Multiple Linear Regression: Inference

class: center, middle, inverse, title-slide

# Multiple Linear Regression: Inference
## EC 320: Introduction to Econometrics
### Winter 2022

---

class: inverse, middle

# Prologue

---
# Housekeeping
- Problem Set 03 out - Due next Monday 11:59 p.m.
- Lab today & Ex 06 due today
- Midterm next Wednesday
- Update on lecture09, Classical Assumption slides

---
# Review

Suppose that an economist studies the effect of years of schooling on hourly earnings by estimating

`$$\text{Earnings}_i = \beta_0 + \beta_1 \text{Schooling}_i + u_i,$$`

1. What do we have to assume to interpret `$\beta_1$` as the true effect of schooling on earnings?

2. What omitted variables would bias the estimator of `$\beta_1$`?

3. For each omitted variable, how would you sign the bias?

---
class: inverse, middle

# OLS Variances

---
# OLS Variances

Multiple regression model: `$Y_i = \beta_0 + \beta_1 X_{1i} + \beta_2 X_{2i} + \cdots + \beta_{m} X_{mi} + u_i$`.

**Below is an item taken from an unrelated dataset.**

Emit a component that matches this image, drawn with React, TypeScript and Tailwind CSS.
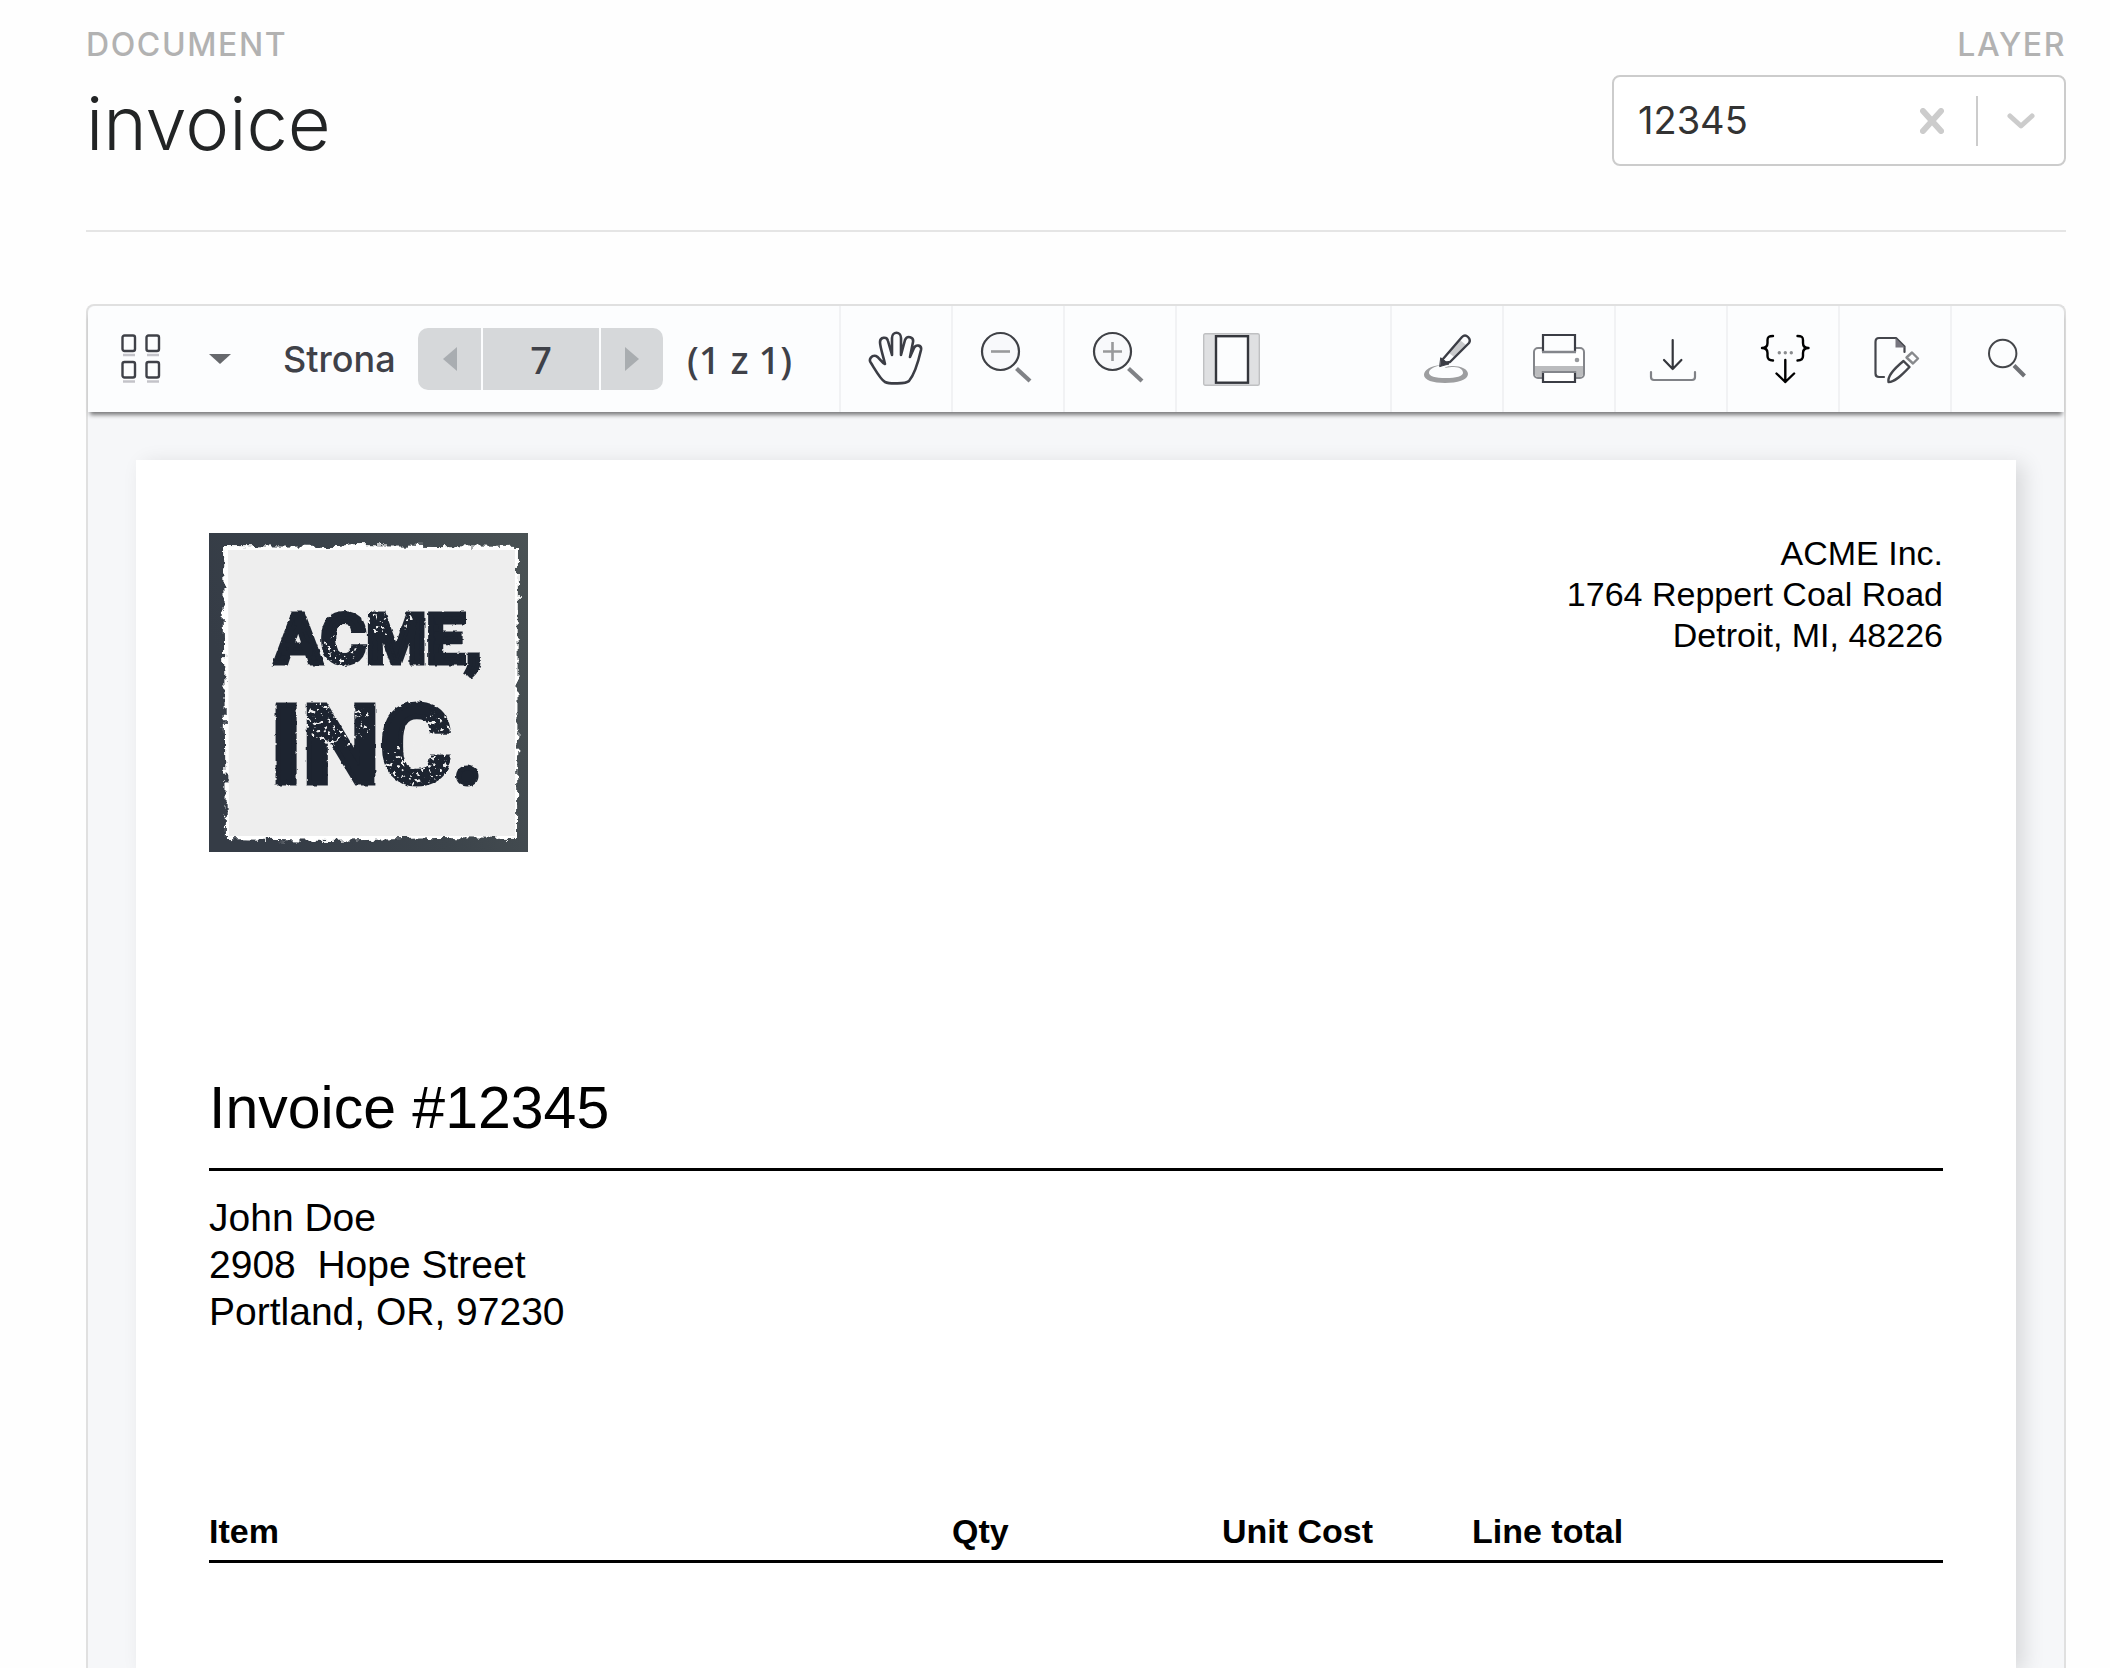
import type { ReactNode } from "react";

function ToolButton({ label, children }: { label: string; children: ReactNode }) {
  return (
    <button
      type="button"
      aria-label={label}
      className="flex w-28 shrink-0 items-center justify-center border-l-2 border-[#f1f2f4]"
    >
      <svg width="56" height="56" viewBox="0 0 56 56" fill="none" strokeLinecap="round" strokeLinejoin="round">
        {children}
      </svg>
    </button>
  );
}

function AcmeLogo() {
  return (
    <svg width="319" height="319" viewBox="0 0 319 319" role="img" aria-label="ACME, Inc. logo">
      <defs>
        <linearGradient id="frame" x1="0" y1="0.3" x2="1" y2="0">
          <stop offset="0" stopColor="#353c46" />
          <stop offset="0.5" stopColor="#3c444b" />
          <stop offset="1" stopColor="#4a5254" />
        </linearGradient>
        <filter id="torn" x="-5%" y="-5%" width="110%" height="110%" colorInterpolationFilters="sRGB">
          <feTurbulence type="fractalNoise" baseFrequency="0.12" numOctaves="4" seed="4" />
          <feDisplacementMap in="SourceGraphic" scale="10" xChannelSelector="R" yChannelSelector="G" />
        </filter>
        <filter id="worn" x="-5%" y="-5%" width="110%" height="110%" colorInterpolationFilters="sRGB">
          <feTurbulence type="fractalNoise" baseFrequency="0.2" numOctaves="2" seed="9" />
          <feDisplacementMap in="SourceGraphic" scale="3" xChannelSelector="R" yChannelSelector="G" />
        </filter>
        <filter id="specks" x="0" y="0" width="100%" height="100%">
          <feTurbulence type="fractalNoise" baseFrequency="0.26" numOctaves="2" seed="7" result="noise" />
          <feColorMatrix
            in="noise"
            type="matrix"
            values="0 0 0 0 0.86 0 0 0 0 0.86 0 0 0 0 0.86 14 0 0 0 -8.4"
            result="dots"
          />
          <feComposite in="dots" in2="SourceGraphic" operator="in" />
        </filter>
      </defs>
      <rect width="319" height="319" fill="url(#frame)" />
      <path d="M14 13 130 14 145 12 309 14 308 306 230 305 120 308 17 306Z" fill="#fff" filter="url(#torn)" />
      <path d="M19 17H306V303H20Z" fill="#eeeeee" />
      <g
        fill="#1d2430"
        stroke="#1d2430"
        strokeWidth="5"
        fontWeight="700"
        fontFamily="Roboto, 'Liberation Sans', sans-serif"
        filter="url(#worn)"
      >
        <text x="66" y="130" fontSize="69">
          ACME,
        </text>
        <text x="61" y="250" fontSize="110">
          INC.
        </text>
      </g>
      <g filter="url(#specks)">
        <ellipse cx="130" cy="118" rx="18" ry="16" />
        <ellipse cx="178" cy="88" rx="26" ry="14" />
        <ellipse cx="128" cy="190" rx="34" ry="24" />
        <ellipse cx="208" cy="232" rx="34" ry="24" />
        <ellipse cx="230" cy="190" rx="14" ry="12" />
      </g>
    </svg>
  );
}

const tools = [
  {
    label: "Annotate",
    icon: (
      <>
        <path
          d="M22 34C11 35 5 39 5 44c0 5 9 8 21 8s23-3 23-9c0-5-7-8-15-8-5 0-8 1-8 2 3-1 6-1 9-1 6 0 9 3 9 6 0 3-7 5-17 5-11 0-17-2-17-5 0-4 5-6 12-8z"
          fill="#9d9ea0"
        />
        <path d="M35 16 41 9 47 14 35 26 30 22z" fill="#c9cacc" />
        <path d="M24 28 43 6q3-3 6 0t1 6L31 31l-6 1-2-3z" stroke="#3b3d45" strokeWidth="2.4" />
        <path d="M22 27 30 33 26 34 21 35.5z" fill="#3b3d45" stroke="#3b3d45" />
      </>
    ),
  },
  {
    label: "Print",
    icon: (
      <>
        <rect x="3" y="17" width="50" height="30" rx="4" fill="#fff" stroke="#84868b" strokeWidth="2" />
        <path d="M4 35H52V43q0 3-3 3H7q-3 0-3-3z" fill="#bbbcbe" />
        <path d="M12 4H44V21H12z" fill="#fcfdfe" />
        <path d="M12 21V4H44V21" stroke="#3b3d45" strokeWidth="2.2" strokeLinecap="butt" strokeLinejoin="miter" />
        <path d="M11 21H45" stroke="#84868b" strokeWidth="2.4" strokeLinecap="butt" />
        <path d="M12 41H44V51H12z" fill="#fff" stroke="#3b3d45" strokeWidth="2.2" strokeLinejoin="miter" />
        <path d="M11 41H45" stroke="#84868b" strokeWidth="2.2" strokeLinecap="butt" />
        <circle cx="46" cy="29" r="2.3" fill="#97999c" />
      </>
    ),
  },
  {
    label: "Download",
    icon: (
      <>
        <path d="M29.7 9V38M21 29l8.7 9 8.7-9" stroke="#34363c" strokeWidth="2.2" />
        <path d="M8 41v5q0 3 3 3H49q3 0 3-3v-5" stroke="#808287" strokeWidth="2.2" />
      </>
    ),
  },
  {
    label: "Export JSON",
    icon: (
      <>
        <path d="M18 5c-4 0-5.500 1-5.500 4v3c0 3-1.500 5-5.500 5 4 0 5.500 2 5.500 5v3c0 3 1.500 4.500 5.500 4.500" stroke="#000" strokeWidth="2.4" />
        <path d="M42.500 5c4 0 5.500 1 5.500 4v3c0 3 1.500 5 5.500 5-4 0-5.500 2-5.500 5v3c0 3-1.500 4.500-5.500 4.500" stroke="#000" strokeWidth="2.4" />
        <g fill="#8a8c8f">
          <circle cx="24.3" cy="21.7" r="1.7" />
          <circle cx="30.3" cy="21.7" r="1.7" />
          <circle cx="36.3" cy="21.7" r="1.7" />
        </g>
        <path d="M30.3 29V51M21.5 42.5l8.8 8.5 8.8-8.5" stroke="#000" strokeWidth="2.4" />
      </>
    ),
  },
  {
    label: "Edit document",
    icon: (
      <>
        <path d="M17 46H12q-3.500 0-3.500-3.500V11Q8.500 7 12 7H29L37.500 15.500V21" stroke="#44464c" strokeWidth="2.2" />
        <path d="M28.500 7 38 16.500H28.500z" fill="#77767f" />
        <path d="M21.500 51c-1-5 4-12 15-21l6 6C35 44 28 51 21.500 51z" stroke="#44464c" strokeWidth="2.4" />
        <path d="M39.500 26.500 45 21.500 51 27.500 46 32.500z" stroke="#87898c" strokeWidth="2.4" />
      </>
    ),
  },
  {
    label: "Search",
    icon: (
      <>
        <circle cx="23.7" cy="22.5" r="13.7" stroke="#44464a" strokeWidth="2" />
        <path d="M35 34.500 45.500 45" stroke="#707276" strokeWidth="4" strokeLinecap="butt" />
      </>
    ),
  },
];

export default function App() {
  return (
    <div className="flex min-h-screen flex-col bg-[#fefefe] pt-[25px] pr-11 pl-[86px] font-[Inter,sans-serif]">
      <header className="flex items-start justify-between border-b-2 border-[#e5e5e5] pb-[59px]">
        <div>
          <p className="text-[32px] leading-[40px] font-medium tracking-wider text-[#b2b2b2]">DOCUMENT</p>
          <h1 className="mt-2.5 text-[74px] leading-[96px] font-light text-[#222425]">invoice</h1>
        </div>
        <div className="flex w-[454px] flex-col">
          <label htmlFor="layer" className="text-right text-[32px] leading-[40px] font-medium tracking-wider text-[#b2b2b2]">
            LAYER
          </label>
          <div className="mt-2.5 flex h-[91px] items-center rounded-lg border-2 border-[#cccccc] bg-white">
            <select
              id="layer"
              className="h-full min-w-0 flex-1 appearance-none bg-transparent pl-6 text-[38px] text-[#333333]"
            >
              <option>12345</option>
            </select>
            <button type="button" aria-label="Clear layer" className="mr-8">
              <svg width="24" height="26" viewBox="0 0 24 26" stroke="#cccccc" strokeWidth="6" strokeLinecap="round">
                <path d="M3 3 21 23M21 3 3 23" />
              </svg>
            </button>
            <span className="h-[50px] w-0.5 bg-[#cccccc]" />
            <svg className="mx-7" width="30" height="18" viewBox="0 0 30 18" fill="none" stroke="#cccccc" strokeWidth="5" strokeLinecap="round" strokeLinejoin="round">
              <path d="M4 4 15 14 26 4" />
            </svg>
          </div>
        </div>
      </header>

      <main className="mt-[72px] flex flex-1 flex-col rounded-t-lg border-2 border-b-0 border-[#e0e0e0] bg-[#f6f7f9]">
        <div className="relative flex h-[106px] rounded-t-lg bg-[#fcfdfe] pr-0.5 text-[36px] text-[#3f4148] shadow-[0_5px_4px_-2px_rgba(0,0,0,0.5)]">
          <div className="flex w-[751px] shrink-0 items-center pl-[33px]">
            <button type="button" aria-label="Thumbnails">
              <svg width="40" height="50" viewBox="0 0 40 50" fill="none" strokeWidth="2.4">
                <g stroke="#3f4148">
                  <rect x="1.5" y="1.5" width="12.5" height="15.5" rx="2" />
                  <rect x="25.5" y="1.5" width="12.5" height="15.5" rx="2" />
                  <rect x="1.5" y="28" width="12.5" height="15.5" rx="2" />
                  <rect x="25.5" y="28" width="12.5" height="15.5" rx="2" />
                </g>
                <path d="M2 21H14M26 21H38M2 47.500H14M26 47.500H38" stroke="#c3c3c9" />
              </svg>
            </button>
            <button type="button" aria-label="Sidebar options" className="ml-12">
              <svg width="22" height="10" viewBox="0 0 22 10" fill="#66686c">
                <path d="M0 0H22L11 10z" />
              </svg>
            </button>
            <label htmlFor="page" className="ml-[52px] w-[135px] font-medium">
              Strona
            </label>
            <div className="flex gap-0.5">
              <button type="button" aria-label="Previous page" className="flex h-[62px] w-[63px] items-center justify-center rounded-l-[10px] bg-[#d6d8da]">
                <svg width="14" height="24" viewBox="0 0 14 24" fill="#a9adb1">
                  <path d="M14 0V24L0 12z" />
                </svg>
              </button>
              <input
                id="page"
                defaultValue="7"
                className="h-[62px] w-[116px] bg-[#d6d8da] text-center font-['Noto_Sans',sans-serif] text-[38px] font-medium"
              />
              <button type="button" aria-label="Next page" className="flex h-[62px] w-[62px] items-center justify-center rounded-r-[10px] bg-[#d6d8da]">
                <svg width="14" height="24" viewBox="0 0 14 24" fill="#a9adb0">
                  <path d="M0 0V24L14 12z" />
                </svg>
              </button>
            </div>
            <span className="ml-6 font-['Noto_Sans',sans-serif] text-[38px] font-medium whitespace-nowrap">(1 z 1)</span>
          </div>

          <ToolButton label="Pan">
            <path
              d="M17 51C13 49 8 40 3 32c-3-4 1-8 5-7 3 1 5 6 9 8C15 24 12 16 12 11c0-5 7-6 8-1l4 14L24 7c0-7 9-7 9 0l0 17L37 9c2-5 9-3 8 2l-3 15L46 17c2-4 8-3 7 2-3 13-7 25-12 31-3 3-20 3-24 1z"
              stroke="#3b3d45"
              strokeWidth="2.6"
            />
          </ToolButton>
          <ToolButton label="Zoom out">
            <circle cx="20.5" cy="20.5" r="18.5" stroke="#3f4146" strokeWidth="2.2" fill="#f8f9fb" />
            <path d="M11 20.500H30" stroke="#98999b" strokeWidth="2.6" strokeLinecap="butt" />
            <path d="M36.500 37.500 50 50" stroke="#808286" strokeWidth="4.2" strokeLinecap="butt" />
          </ToolButton>
          <ToolButton label="Zoom in">
            <circle cx="20.5" cy="20.5" r="18.5" stroke="#3f4146" strokeWidth="2.2" fill="#f8f9fb" />
            <path d="M11 20.500H30M20.500 11V30" stroke="#98999b" strokeWidth="2.6" strokeLinecap="butt" />
            <path d="M36.500 37.500 50 50" stroke="#808286" strokeWidth="4.2" strokeLinecap="butt" />
          </ToolButton>
          <div className="flex flex-1 items-center border-l-2 border-[#f1f2f4] pl-[26px]">
            <button type="button" aria-label="Fit page">
              <svg width="57" height="53" viewBox="0 0 57 53">
                <rect x="0.7" y="0.7" width="55.6" height="51.6" rx="1.5" fill="#dfe0e2" stroke="#bfc0c2" strokeWidth="1.4" />
                <rect x="13" y="3.2" width="32" height="46.5" fill="#fcfdfe" stroke="#34363c" strokeWidth="2.4" />
              </svg>
            </button>
          </div>
          {tools.map((tool) => (
            <ToolButton key={tool.label} label={tool.label}>
              {tool.icon}
            </ToolButton>
          ))}
        </div>

        <article className="mx-12 mt-12 flex-1 bg-white p-[73px] pb-0 font-['Liberation_Sans',Arial,sans-serif] text-black shadow-[8px_4px_20px_rgba(0,0,0,0.12)]">
          <div className="flex items-start justify-between">
            <AcmeLogo />
            <address className="text-right text-[34px] leading-[41px] not-italic">
              ACME Inc.
              <br />
              1764 Reppert Coal Road
              <br />
              Detroit, MI, 48226
            </address>
          </div>
          <h2 className="mt-[226px] border-b-[3px] border-black pb-[30px] text-[59px] leading-[60px]">Invoice #12345</h2>
          <address className="pt-[23px] text-[39px] leading-[47px] not-italic">
            John Doe
            <br />
            2908&nbsp; Hope Street
            <br />
            Portland, OR, 97230
          </address>
          <table className="mt-44 w-full table-fixed border-collapse text-left text-[34px] leading-[41px]">
            <thead>
              <tr className="border-b-[3px] border-black">
                <th className="w-[743px] pb-2">Item</th>
                <th className="w-[270px] pb-2">Qty</th>
                <th className="w-[250px] pb-2">Unit Cost</th>
                <th className="pb-2">Line total</th>
              </tr>
            </thead>
          </table>
        </article>
      </main>
    </div>
  );
}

The variance of a slope estimator `$\hat{\beta_j}$` on an independent variable `$X_{j}$` is

`$$\mathop{\text{Var}} \left( \hat{\beta_j} \right) = \dfrac{\sigma^2}{\left( 1 - R^2_j \right)\sum_{i=1}^n \left( X_{ji} - \bar{X}_j \right)^2},$$`

where `$j \in \{1,2,\dots,m\}$`, `$R^2_j$` is the `$R^2$` from a regression of `$X_{j}$` on the other independent variables and an intercept, and `$X_{ji}$` denotes `$i^\text{th}$` observation of explanatory variable `$X_{j}$`.

---
# OLS Variances

`$$\mathop{\text{Var}} \left( \hat{\beta_j} \right) = \dfrac{\sigma^2}{\left( 1 - R^2_j \right)\sum_{i=1}^n \left( X_{ji} - \bar{X}_j \right)^2}$$`
## Moving parts

1. **Error variance:** As `$\sigma^2$` increases, `$\mathop{\text{Var}} \left( \hat{\beta_j} \right)$` increases.

2. **Total variation in** `$X_j$`**:** As `$\sum_{i=1}^n \left( X_{ji} - \bar{X}_j \right)^2$` increases, `$\mathop{\text{Var}} \left( \hat{\beta_j} \right)$` decreases.

3. **Relationships between independent variables:** As `$R^2_j$` increases, `$\mathop{\text{Var}} \left( \hat{\beta_j} \right)$` increases.

---
# Multicollinearity

Suppose that we want to understand the relationship between crime rates and poverty rates in US cities. We could estimate the model

`$$\text{Crime}_i = \beta_0 + \beta_1 \text{Poverty}_i + \beta_2 \text{Income}_i + u_i,$$`
where `$\text{Income}_i$` controls for median income in city `$i$`.

Before obtaining standard errors and conducting hypothesis tests, we need:

`$$\mathop{\text{Var}} \left( \hat{\beta}_1 \right) = \dfrac{\sigma^2}{\left( 1 - R^2_1 \right)\sum_{i=1}^n \left( \text{Poverty}_{i} - \overline{\text{Poverty}} \right)^2}.$$`

`$R^2_1$` is the `$R^2$` from a regression of poverty on median income:

`$$\text{Poverty}_i = \gamma_0 + \gamma_1 \text{Income}_i + v_i.$$`

---
# Multicollinearity

**Scenario 1:** If `$\text{Income}_i$` explains most of the variation in `$\text{Poverty}_i$`, then `$R^2_1$` will approach one.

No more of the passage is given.